**Set task:** Using the listing below, output only the lines from the one that contains "Write the React, TypeScript" through the one that contains "type RowCells = Partial<Record<string, CellData>>;", inclusive, exactly as given and without images.

**Interface markup and scripts:**
━━━━

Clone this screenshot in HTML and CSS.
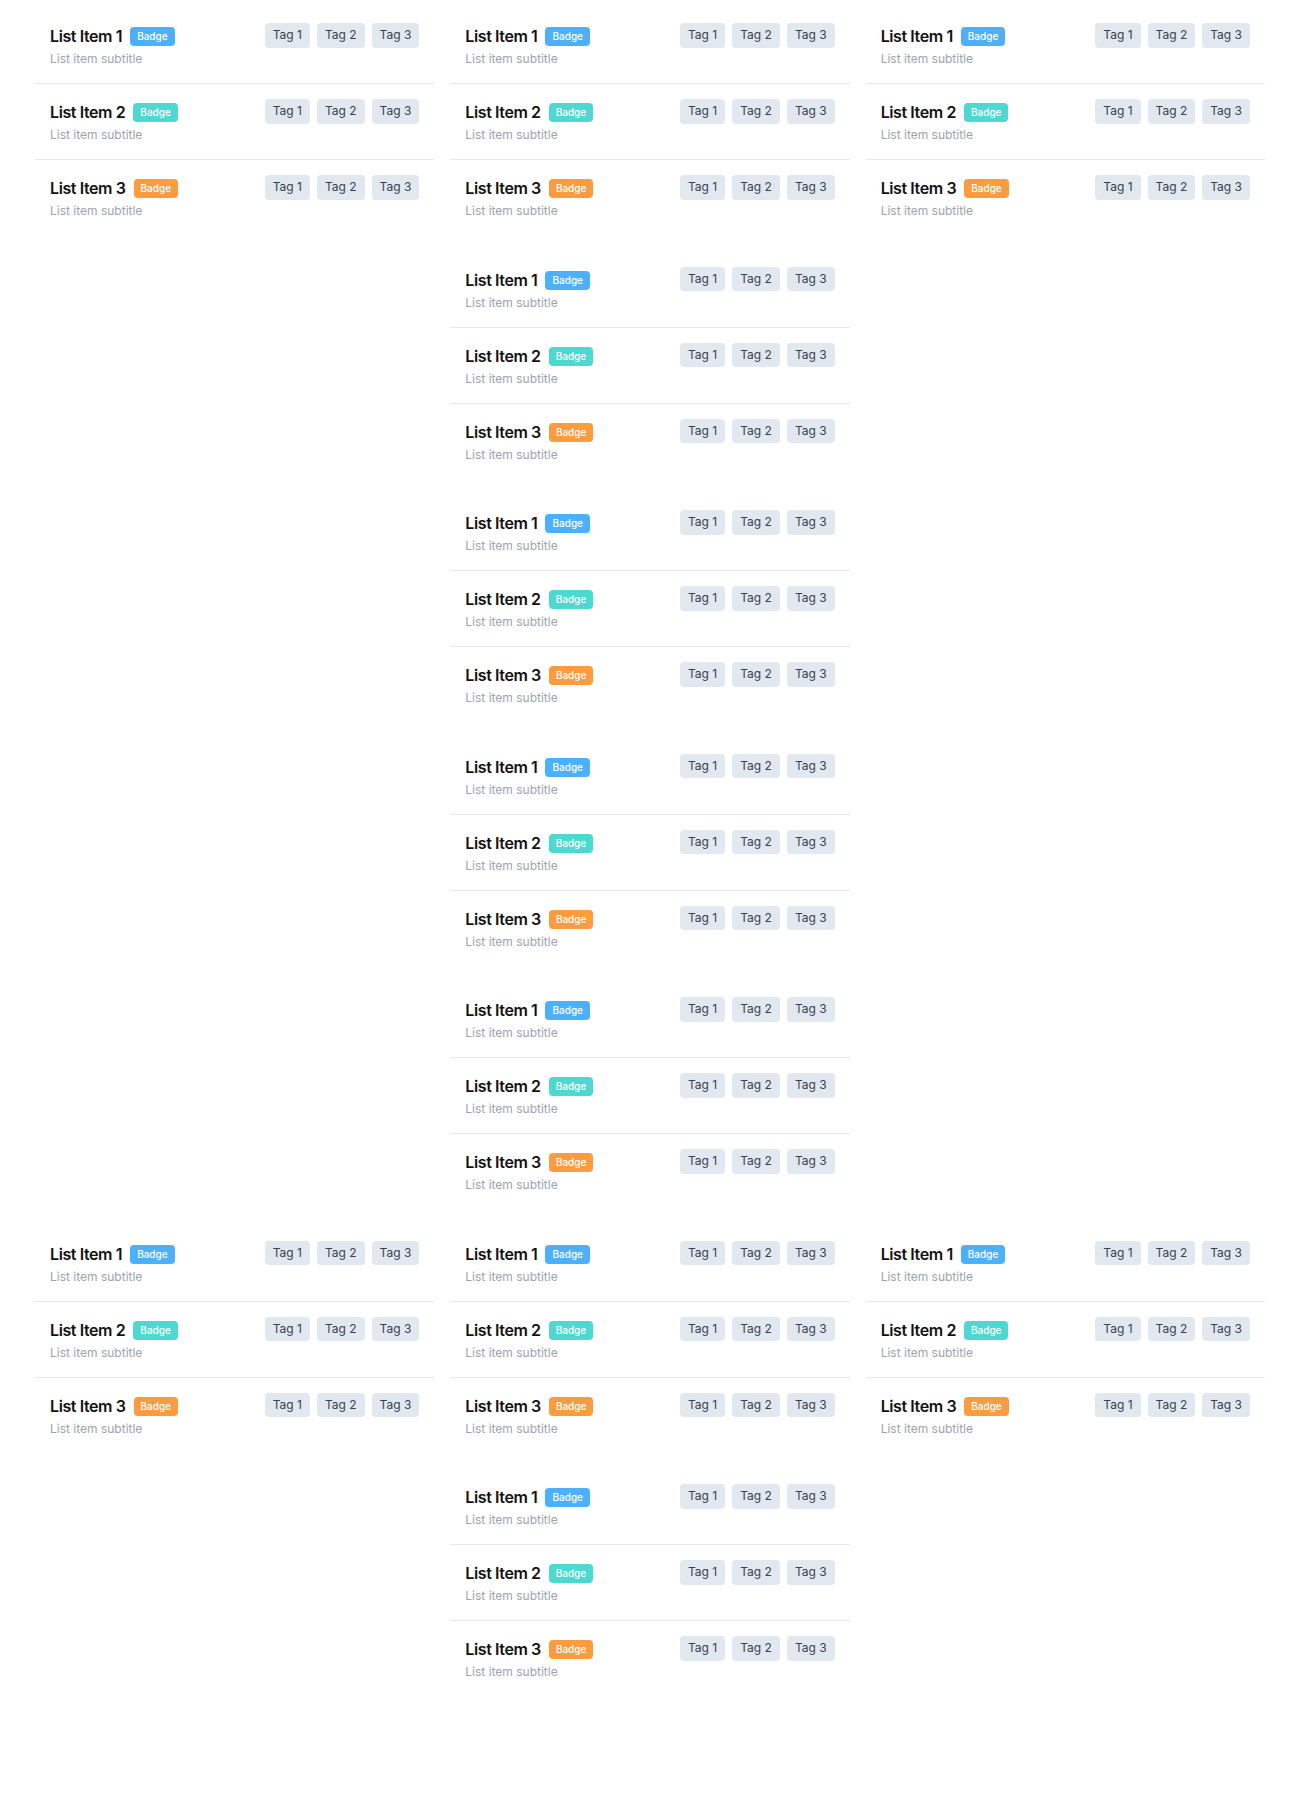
FILE: index.html
```html
<!DOCTYPE html>
<html lang="en">
<head>
<meta charset="utf-8">
<title>Lists</title>
<link rel="stylesheet" href="styles.css">
</head>
<body>
<div id="root"></div>
<script>
(function () {
  var cells = [1, 5, 1, 1, 2, 1];
  var badges = ['badge-blue', 'badge-teal', 'badge-orange'];
  var grid = document.createElement('div');
  grid.className = 'grid';
  cells.forEach(function (n) {
    var cell = document.createElement('div');
    cell.className = 'cell';
    for (var g = 0; g < n; g++) {
      var list = document.createElement('ul');
      list.className = 'list';
      for (var i = 0; i < 3; i++) {
        var li = document.createElement('li');
        li.className = 'item';
        li.innerHTML =
          '<div class="item-main">' +
            '<div class="item-head">' +
              '<span class="item-title">List Item ' + (i + 1) + '</span>' +
              '<span class="badge ' + badges[i] + '">Badge</span>' +
            '</div>' +
            '<div class="item-sub">List item subtitle</div>' +
          '</div>' +
          '<div class="tags">' +
            '<span class="tag">Tag 1</span>' +
            '<span class="tag">Tag 2</span>' +
            '<span class="tag">Tag 3</span>' +
          '</div>';
        list.appendChild(li);
      }
      cell.appendChild(list);
    }
    grid.appendChild(cell);
  });
  document.getElementById('root').appendChild(grid);
})();
</script>
</body>
</html>
```
FILE: styles.css
```css
* { box-sizing: border-box; }
body {
  margin: 8px;
  background: #ffffff;
  font-family: Inter, "Noto Sans", "Liberation Sans", sans-serif;
  color: #111827;
}
.grid {
  width: 1230px;
  margin: 0 auto;
  display: grid;
  grid-template-columns: repeat(3, 1fr);
  gap: 16px;
  align-items: start;
}
.cell {
  display: flex;
  flex-direction: column;
  gap: 16px;
}
.list {
  list-style: none;
  margin: 0;
  padding: 0;
}
.item {
  display: flex;
  justify-content: space-between;
  align-items: flex-start;
  padding: 15px;
  border-bottom: 1px solid #e5e7eb;
}
.item:last-child { border-bottom: none; }
.item-head {
  display: flex;
  align-items: center;
  gap: 8px;
}
.item-title {
  font-size: 16px;
  line-height: 27px;
  font-weight: 600;
  letter-spacing: -0.025em;
  color: #111111;
}
.badge {
  font-size: 10px;
  line-height: 15px;
  font-weight: 500;
  color: #ffffff;
  padding: 2px 7px;
  border-radius: 4px;
}
.badge-blue { background: #4cb0fd; }
.badge-teal { background: #4dd8d1; }
.badge-orange { background: #fd9c3f; }
.item-sub {
  font-size: 12px;
  line-height: 18.17px;
  color: #9ca3af;
}
.tags {
  display: flex;
  gap: 7px;
}
.tag {
  font-size: 12px;
  line-height: 16.5px;
  padding: 4px 8px;
  border-radius: 4px;
  background: #e2e8f0;
  color: #374151;
}
```
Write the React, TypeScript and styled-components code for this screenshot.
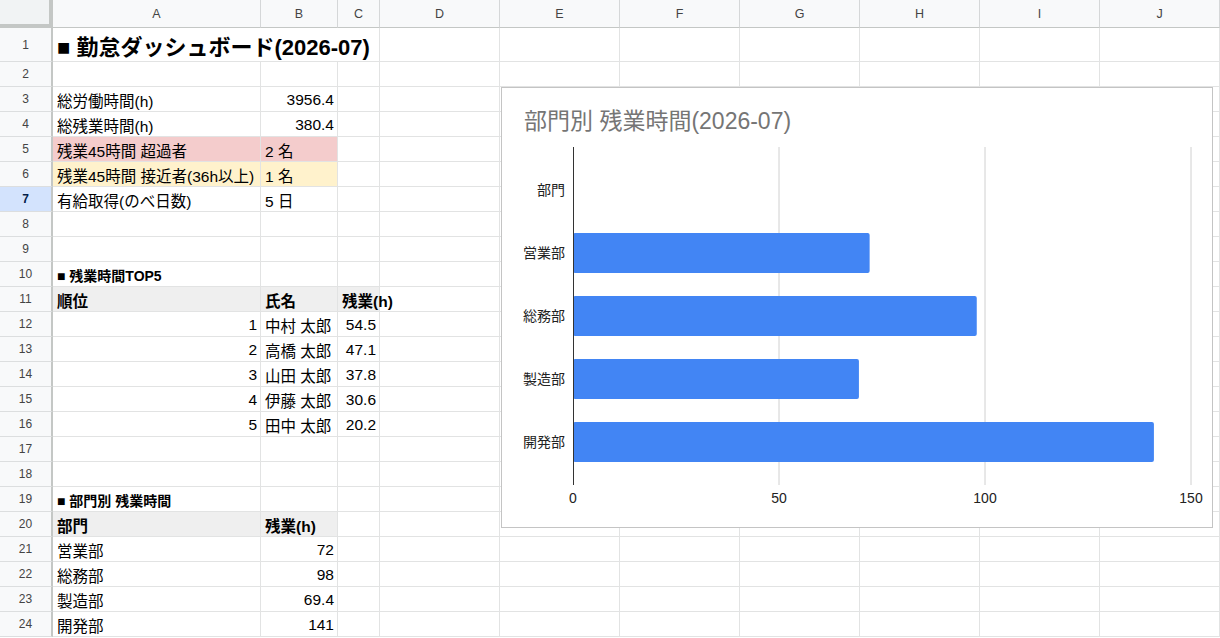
import React from "react";
import styled, { createGlobalStyle } from "styled-components";

const GlobalStyle = createGlobalStyle`
  html, body {
    margin: 0;
    padding: 0;
    background: #fff;
  }
  body {
    font-family: "Liberation Sans", Arial, "Noto Sans CJK JP", sans-serif;
    overflow: hidden;
  }
`;

const COLS = "53px 208px 77px 42px repeat(7, 120px)";
const LETTERS = ["A", "B", "C", "D", "E", "F", "G", "H", "I", "J"];
const ROW_COUNT = 24;
const SELECTED_ROW = 7;

const PINK = "#f4cccc";
const YELLOW = "#fff2cc";
const HEAD = "#efefef";

type CellData = {
  text?: string;
  align?: "left" | "right";
  bold?: boolean;
  fill?: string;
  size?: number;
  span?: number;
  spill?: boolean;
};

type RowCells = Partial<Record<string, CellData>>;

const rows: Record<number, RowCells> = {
  1: { A: { text: "■ 勤怠ダッシュボード(2026-07)", bold: true, size: 22, span: 3 } },
  3: { A: { text: "総労働時間(h)" }, B: { text: "3956.4", align: "right" } },
  4: { A: { text: "総残業時間(h)" }, B: { text: "380.4", align: "right" } },
  5: { A: { text: "残業45時間 超過者", fill: PINK }, B: { text: "2 名", fill: PINK } },
  6: { A: { text: "残業45時間 接近者(36h以上)", fill: YELLOW }, B: { text: "1 名", fill: YELLOW } },
  7: { A: { text: "有給取得(のべ日数)" }, B: { text: "5 日" } },
  10: { A: { text: "■ 残業時間TOP5", bold: true, size: 14 } },
  11: {
    A: { text: "順位", bold: true, fill: HEAD },
    B: { text: "氏名", bold: true, fill: HEAD },
    C: { text: "残業(h)", bold: true, fill: HEAD, spill: true },
  },
  12: { A: { text: "1", align: "right" }, B: { text: "中村 太郎" }, C: { text: "54.5", align: "right" } },
  13: { A: { text: "2", align: "right" }, B: { text: "高橋 太郎" }, C: { text: "47.1", align: "right" } },
  14: { A: { text: "3", align: "right" }, B: { text: "山田 太郎" }, C: { text: "37.8", align: "right" } },
  15: { A: { text: "4", align: "right" }, B: { text: "伊藤 太郎" }, C: { text: "30.6", align: "right" } },
  16: { A: { text: "5", align: "right" }, B: { text: "田中 太郎" }, C: { text: "20.2", align: "right" } },
  19: { A: { text: "■ 部門別 残業時間", bold: true, size: 14 } },
  20: {
    A: { text: "部門", bold: true, fill: HEAD },
    B: { text: "残業(h)", bold: true, fill: HEAD },
  },
  21: { A: { text: "営業部" }, B: { text: "72", align: "right" } },
  22: { A: { text: "総務部" }, B: { text: "98", align: "right" } },
  23: { A: { text: "製造部" }, B: { text: "69.4", align: "right" } },
  24: { A: { text: "開発部" }, B: { text: "141", align: "right" } },
};

const departments = [
  { name: "部門", hours: 0 },
  { name: "営業部", hours: 72 },
  { name: "総務部", hours: 98 },
  { name: "製造部", hours: 69.4 },
  { name: "開発部", hours: 141 },
];

export default function App() {
  return (
    <>
      <GlobalStyle />
      <Sheet>
        <Row $height={28}>
          <Corner />
          {LETTERS.map((l) => (
            <ColHead key={l}>{l}</ColHead>
          ))}
        </Row>
        {Array.from({ length: ROW_COUNT }, (_, i) => i + 1).map((n) => (
          <SheetRow key={n} n={n} cells={rows[n] ?? {}} />
        ))}
        <DeptChart />
      </Sheet>
    </>
  );
}

function SheetRow({ n, cells }: { n: number; cells: RowCells }) {
  const out: React.ReactNode[] = [];
  let skip = 0;
  LETTERS.forEach((l) => {
    if (skip > 0) {
      skip--;
      return;
    }
    const c = cells[l] ?? {};
    if (c.span && c.span > 1) skip = c.span - 1;
    out.push(
      <Cell
        key={l}
        $align={c.align}
        $bold={c.bold}
        $fill={c.fill}
        $size={c.size}
        $span={c.span}
        $spill={c.spill}
      >
        {c.text}
      </Cell>
    );
  });
  return (
    <Row $height={n === 1 ? 34 : 25}>
      <RowNum $active={n === SELECTED_ROW}>{n}</RowNum>
      {out}
    </Row>
  );
}

// plot geometry, in svg coordinates
const AXIS_X = 71;
const PX_PER_HOUR = 4.12;
const PLOT_TOP = 9;
const PLOT_BOTTOM = 347;
const FIRST_BAND = 52;
const BAND = 63;
const BAR_H = 40;
const TICKS = [0, 50, 100, 150];

function DeptChart() {
  return (
    <ChartPanel>
      <ChartTitle>部門別 残業時間(2026-07)</ChartTitle>
      <svg width={710} height={389} style={{ display: "block" }}>
        {TICKS.slice(1).map((t) => {
          const x = AXIS_X + t * PX_PER_HOUR;
          return <line key={t} x1={x} x2={x} y1={PLOT_TOP} y2={PLOT_BOTTOM} stroke="#d0d0d0" strokeWidth={1} />;
        })}
        {departments.map((d, i) => {
          const cy = FIRST_BAND + i * BAND;
          return (
            <g key={d.name}>
              <text x={63} y={cy + 5} textAnchor="end" fontSize={14} fill="#222" fontFamily='"Liberation Sans", "Noto Sans CJK JP", sans-serif'>
                {d.name}
              </text>
              {d.hours > 0 && (
                <rect x={AXIS_X} y={cy - BAR_H / 2} width={d.hours * PX_PER_HOUR} height={BAR_H} rx={2} fill="#4285f4" />
              )}
            </g>
          );
        })}
        <line x1={AXIS_X + 0.5} x2={AXIS_X + 0.5} y1={PLOT_TOP} y2={PLOT_BOTTOM} stroke="#333" strokeWidth={1} />
        {TICKS.map((t) => (
          <text key={t} x={AXIS_X + t * PX_PER_HOUR} y={365} textAnchor="middle" fontSize={14} fill="#222" fontFamily='"Liberation Sans", sans-serif'>
            {t}
          </text>
        ))}
      </svg>
    </ChartPanel>
  );
}

const Sheet = styled.div`
  position: relative;
  width: 1220px;
  height: 638px;
  overflow: hidden;
  background: #fff;
`;

const Row = styled.div<{ $height: number }>`
  display: grid;
  grid-template-columns: ${COLS};
  height: ${(p) => p.$height}px;
`;

const Corner = styled.div`
  background: #f1f3f4;
  border-right: 4px solid #c4c7c5;
  border-bottom: 4px solid #c4c7c5;
  box-sizing: border-box;
`;

const ColHead = styled.div`
  display: flex;
  align-items: center;
  justify-content: center;
  background: #f8f9fa;
  border-right: 1px solid #d5d7d8;
  border-bottom: 1px solid #c4c7c5;
  box-sizing: border-box;
  font-size: 12.5px;
  color: #444;
`;

const RowNum = styled.div<{ $active?: boolean }>`
  display: flex;
  align-items: center;
  justify-content: center;
  background: ${(p) => (p.$active ? "#d3e3fd" : "#f8f9fa")};
  border-right: 2px solid #c4c7c5;
  border-bottom: 1px solid #dcdedf;
  box-sizing: border-box;
  font-size: 12px;
  font-weight: ${(p) => (p.$active ? 700 : 400)};
  color: ${(p) => (p.$active ? "#041e49" : "#444")};
`;

const Cell = styled.div<{
  $align?: "left" | "right";
  $bold?: boolean;
  $fill?: string;
  $size?: number;
  $span?: number;
  $spill?: boolean;
}>`
  grid-column: span ${(p) => p.$span ?? 1};
  position: relative;
  z-index: ${(p) => (p.$spill ? 1 : 0)};
  display: flex;
  align-items: center;
  justify-content: ${(p) => (p.$align === "right" ? "flex-end" : "flex-start")};
  min-width: 0;
  padding: 1px 3px 0 4px;
  box-sizing: border-box;
  background: ${(p) => p.$fill ?? "#fff"};
  border-right: 1px solid #e2e3e3;
  border-bottom: 1px solid #e2e3e3;
  font-size: ${(p) => p.$size ?? 15.5}px;
  font-weight: ${(p) => (p.$bold ? 700 : 400)};
  color: #000;
  white-space: nowrap;
  overflow: visible;
`;

const ChartPanel = styled.div`
  position: absolute;
  left: 501px;
  top: 87px;
  z-index: 2;
  width: 712px;
  height: 441px;
  box-sizing: border-box;
  background: #fff;
  border: 1px solid #c4c4c4;
`;

const ChartTitle = styled.div`
  height: 50px;
  box-sizing: border-box;
  padding: 20px 0 0 22px;
  font-size: 23px;
  line-height: 26px;
  color: #757575;
  white-space: nowrap;
`;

━━━━

**Response for this exercise:**
Write the React, TypeScript and styled-components code for this screenshot.
import React from "react";
import styled, { createGlobalStyle } from "styled-components";

const GlobalStyle = createGlobalStyle`
  html, body {
    margin: 0;
    padding: 0;
    background: #fff;
  }
  body {
    font-family: "Liberation Sans", Arial, "Noto Sans CJK JP", sans-serif;
    overflow: hidden;
  }
`;

const COLS = "53px 208px 77px 42px repeat(7, 120px)";
const LETTERS = ["A", "B", "C", "D", "E", "F", "G", "H", "I", "J"];
const ROW_COUNT = 24;
const SELECTED_ROW = 7;

const PINK = "#f4cccc";
const YELLOW = "#fff2cc";
const HEAD = "#efefef";

type CellData = {
  text?: string;
  align?: "left" | "right";
  bold?: boolean;
  fill?: string;
  size?: number;
  span?: number;
  spill?: boolean;
};

type RowCells = Partial<Record<string, CellData>>;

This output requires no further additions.